Jacques Cartier's second voyage arrived at Quebec on September 14, 1535. The three ships were called the Grande Hermine, the Petite Hermine, and the Emerillon.
Jacques Cartier (1491-1557) was a French explorer and the first European to map the Gulf of St. Lawrence and the St. Lawrence River (1534-1542). He claimed the territory along the St. Lawrence River for France, calling it "Canada", after the Iroquois Indian word "kanata", meaning "village" or "settlement", and he referred to the native inhabitants as "Canadiens". Cartier was also one of the first explorers to formally acknowledge that the New World was a separate land mass from Europe and Asia.
French explorer Jacques Cartier built a fort at the site in 1535, where he stayed for the winter before going back to France in spring 1536. He came back in 1541 with the goal of building a permanent settlement. This first settlement was abandoned less than one year after its foundation, in the summer 1542, due in large part to the hostility of the natives combined with the harsh living conditions during winter.
In the event, Cartier's efforts did not lead immediately to the settlement of this new territory; that would come early in the next century, under the command of Samuel de Champlain.
Last Edit: Jun 22, 2017 12:49:34 GMT -5 by CanStamp
Jean-François de La Pérouse (1741-1788) on a 1942 French stamp issued slightly late for the 200th anniversary of his birth. He was a naval officer who fought, and was wounded, in the Seven Years' War (1756-1763) and again against the British during the American War of Independence. In 1785 he was put in charge of a scientific expedition to sail around the world, building on the discoveries of James Cook. In 1786 he may have witnessed the only recorded eruption in historic times of Mt Shasta in the Cascade Range in California - though this is uncertain. He reached Australia in 1788, and sent despatches home via a British ship. On 10 March he left Botany Bay, and he and his ships were wrecked on reefs in the Solomon Islands.
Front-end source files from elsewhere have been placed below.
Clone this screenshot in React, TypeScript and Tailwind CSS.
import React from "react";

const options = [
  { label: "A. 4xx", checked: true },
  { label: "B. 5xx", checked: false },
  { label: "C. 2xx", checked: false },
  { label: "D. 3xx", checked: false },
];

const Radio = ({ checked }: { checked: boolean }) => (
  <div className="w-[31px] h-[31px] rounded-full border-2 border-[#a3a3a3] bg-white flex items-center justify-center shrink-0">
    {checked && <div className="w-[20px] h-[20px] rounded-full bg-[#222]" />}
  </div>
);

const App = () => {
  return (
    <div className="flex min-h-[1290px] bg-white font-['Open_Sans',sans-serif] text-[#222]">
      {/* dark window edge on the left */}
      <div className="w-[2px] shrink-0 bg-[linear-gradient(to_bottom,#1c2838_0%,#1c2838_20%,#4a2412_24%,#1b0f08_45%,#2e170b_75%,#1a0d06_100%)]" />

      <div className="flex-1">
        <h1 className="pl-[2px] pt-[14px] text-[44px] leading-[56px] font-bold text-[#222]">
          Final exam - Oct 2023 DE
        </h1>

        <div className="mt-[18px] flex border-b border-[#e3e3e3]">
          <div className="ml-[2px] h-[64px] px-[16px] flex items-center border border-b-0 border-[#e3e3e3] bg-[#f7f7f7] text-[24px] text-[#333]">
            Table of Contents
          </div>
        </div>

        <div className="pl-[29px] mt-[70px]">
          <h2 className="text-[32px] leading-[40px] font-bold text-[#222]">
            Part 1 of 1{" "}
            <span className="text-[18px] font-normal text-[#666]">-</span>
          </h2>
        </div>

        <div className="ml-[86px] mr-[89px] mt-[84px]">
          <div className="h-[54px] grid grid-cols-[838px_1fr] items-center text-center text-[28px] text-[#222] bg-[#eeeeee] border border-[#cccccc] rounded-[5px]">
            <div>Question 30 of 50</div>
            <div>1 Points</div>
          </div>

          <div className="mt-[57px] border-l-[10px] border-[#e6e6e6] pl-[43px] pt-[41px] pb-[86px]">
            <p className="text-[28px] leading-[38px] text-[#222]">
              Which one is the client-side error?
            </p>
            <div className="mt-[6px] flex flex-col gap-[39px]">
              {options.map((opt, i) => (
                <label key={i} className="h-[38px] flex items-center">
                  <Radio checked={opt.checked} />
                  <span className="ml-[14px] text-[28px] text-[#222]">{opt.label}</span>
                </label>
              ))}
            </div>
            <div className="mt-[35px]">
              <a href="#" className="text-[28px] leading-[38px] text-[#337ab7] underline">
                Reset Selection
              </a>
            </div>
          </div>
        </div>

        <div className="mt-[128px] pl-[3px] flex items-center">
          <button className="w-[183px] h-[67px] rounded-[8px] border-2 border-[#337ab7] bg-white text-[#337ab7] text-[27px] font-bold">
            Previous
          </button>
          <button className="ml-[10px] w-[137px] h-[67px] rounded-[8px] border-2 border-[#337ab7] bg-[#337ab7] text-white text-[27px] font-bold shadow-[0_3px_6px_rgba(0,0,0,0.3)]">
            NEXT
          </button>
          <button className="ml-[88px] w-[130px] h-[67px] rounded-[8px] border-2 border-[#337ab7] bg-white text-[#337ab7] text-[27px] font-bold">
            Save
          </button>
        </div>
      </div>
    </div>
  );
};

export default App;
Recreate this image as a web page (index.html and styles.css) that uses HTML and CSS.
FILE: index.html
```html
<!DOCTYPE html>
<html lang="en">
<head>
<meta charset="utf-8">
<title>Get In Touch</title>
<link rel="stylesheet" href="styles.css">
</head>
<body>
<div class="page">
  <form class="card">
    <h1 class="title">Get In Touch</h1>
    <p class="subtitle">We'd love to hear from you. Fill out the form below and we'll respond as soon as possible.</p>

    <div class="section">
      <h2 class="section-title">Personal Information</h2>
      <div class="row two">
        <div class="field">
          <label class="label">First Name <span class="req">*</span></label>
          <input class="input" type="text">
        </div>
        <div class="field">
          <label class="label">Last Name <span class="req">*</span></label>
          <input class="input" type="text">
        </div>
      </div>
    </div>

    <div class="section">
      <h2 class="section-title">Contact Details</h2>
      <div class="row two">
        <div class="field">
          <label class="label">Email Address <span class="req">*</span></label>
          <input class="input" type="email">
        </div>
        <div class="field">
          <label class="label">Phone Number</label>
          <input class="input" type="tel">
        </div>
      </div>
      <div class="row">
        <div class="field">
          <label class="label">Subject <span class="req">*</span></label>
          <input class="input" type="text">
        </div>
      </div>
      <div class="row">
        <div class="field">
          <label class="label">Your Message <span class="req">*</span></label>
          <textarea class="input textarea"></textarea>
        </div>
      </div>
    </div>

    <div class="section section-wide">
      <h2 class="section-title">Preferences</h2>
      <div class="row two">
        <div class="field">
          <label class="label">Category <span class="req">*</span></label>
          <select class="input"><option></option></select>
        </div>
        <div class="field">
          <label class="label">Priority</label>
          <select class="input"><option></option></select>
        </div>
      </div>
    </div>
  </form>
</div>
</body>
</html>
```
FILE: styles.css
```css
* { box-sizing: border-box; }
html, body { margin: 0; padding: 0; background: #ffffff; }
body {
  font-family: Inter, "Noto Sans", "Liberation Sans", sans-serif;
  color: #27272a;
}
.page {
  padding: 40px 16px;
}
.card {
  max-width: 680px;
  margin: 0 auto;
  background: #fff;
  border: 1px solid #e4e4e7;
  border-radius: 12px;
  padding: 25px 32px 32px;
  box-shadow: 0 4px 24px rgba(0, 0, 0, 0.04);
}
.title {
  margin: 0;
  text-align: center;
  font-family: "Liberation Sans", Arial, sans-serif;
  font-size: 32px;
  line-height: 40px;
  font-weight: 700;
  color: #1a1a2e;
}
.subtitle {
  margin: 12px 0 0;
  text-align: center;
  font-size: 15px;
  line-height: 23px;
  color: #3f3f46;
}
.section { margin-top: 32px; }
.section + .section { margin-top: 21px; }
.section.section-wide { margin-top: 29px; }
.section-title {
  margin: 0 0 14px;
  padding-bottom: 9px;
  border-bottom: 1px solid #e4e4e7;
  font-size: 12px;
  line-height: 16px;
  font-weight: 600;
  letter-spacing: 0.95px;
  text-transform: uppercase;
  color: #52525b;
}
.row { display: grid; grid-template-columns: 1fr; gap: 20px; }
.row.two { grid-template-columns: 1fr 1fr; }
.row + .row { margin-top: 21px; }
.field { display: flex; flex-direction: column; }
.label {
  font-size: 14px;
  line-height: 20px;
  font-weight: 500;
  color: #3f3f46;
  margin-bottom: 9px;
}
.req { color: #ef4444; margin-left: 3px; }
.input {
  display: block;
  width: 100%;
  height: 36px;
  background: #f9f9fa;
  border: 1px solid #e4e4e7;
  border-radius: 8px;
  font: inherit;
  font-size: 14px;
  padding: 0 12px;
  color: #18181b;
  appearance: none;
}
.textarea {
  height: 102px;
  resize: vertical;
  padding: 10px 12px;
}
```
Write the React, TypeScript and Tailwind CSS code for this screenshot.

2019, Portugal, V Centenário da Expediçião Magalhães -Elcano, Afinsa-Mundifil 5154 2019, España, V Centenario de la Expedición Magallanes-Elcano, Edifil 5340
The 1494 Treaty of Tordesillas gave Portugal control over the eastern routes around Africa to India and the spice islands of the Moluccas. In 1519, a Spanish expedition departed from Sanlúcar de Barrameda at the mouth of the Guadalquivir River. Its aim was to find the western route to India and the Moluccas around the Americas.
The flagship of the fleet, Trinidad, was captained by the Portuguese explorer Fernão de Magalhães who had previously sailed to the East Indies. On 1 November 1920, All Saint’s Day, the expedition entered the Estrecho de Todos los Santos ("Strait of All Saints") that allowed it to reach the Pacific Ocean. By 1527, it was renamed “Strait of Magellan.”
During the Battle of Mactan in the Philippines on 27 April 1521, Magallen was killed by the natives. The Spanish navigator Juan Sebastián Elcano took command of the carrack Victoria and undertook the journey back to Spain. The Victoria rounded the Cape of Good Hope and set sail to the Cape Verde Islands. The Victoria reached the islands on 9 July 1522. At least, that was the date according to the ship’s log. The actual date was 10 July 1522. On 6 September 1522, Elcano returned to Sanlúcar de Barrameda, completing the first circumnavigation of the world.
A joint issue of Spain and Portugal celebrates the fifth centenary of the start of the Magellan – Elcano Expedition. The miniature sheet shows the carrack Victoria set against the globe. On the sheets appear the effigies of Fernão de Magalhães and Juan Sebastián Elcano. Each sheet contains a € 3.50 stamp centred on one of the two effigies. The Portuguese stamp depicts Fernão de Magalhães and the Spanish stamp depicts Juan Sebastián Elcano.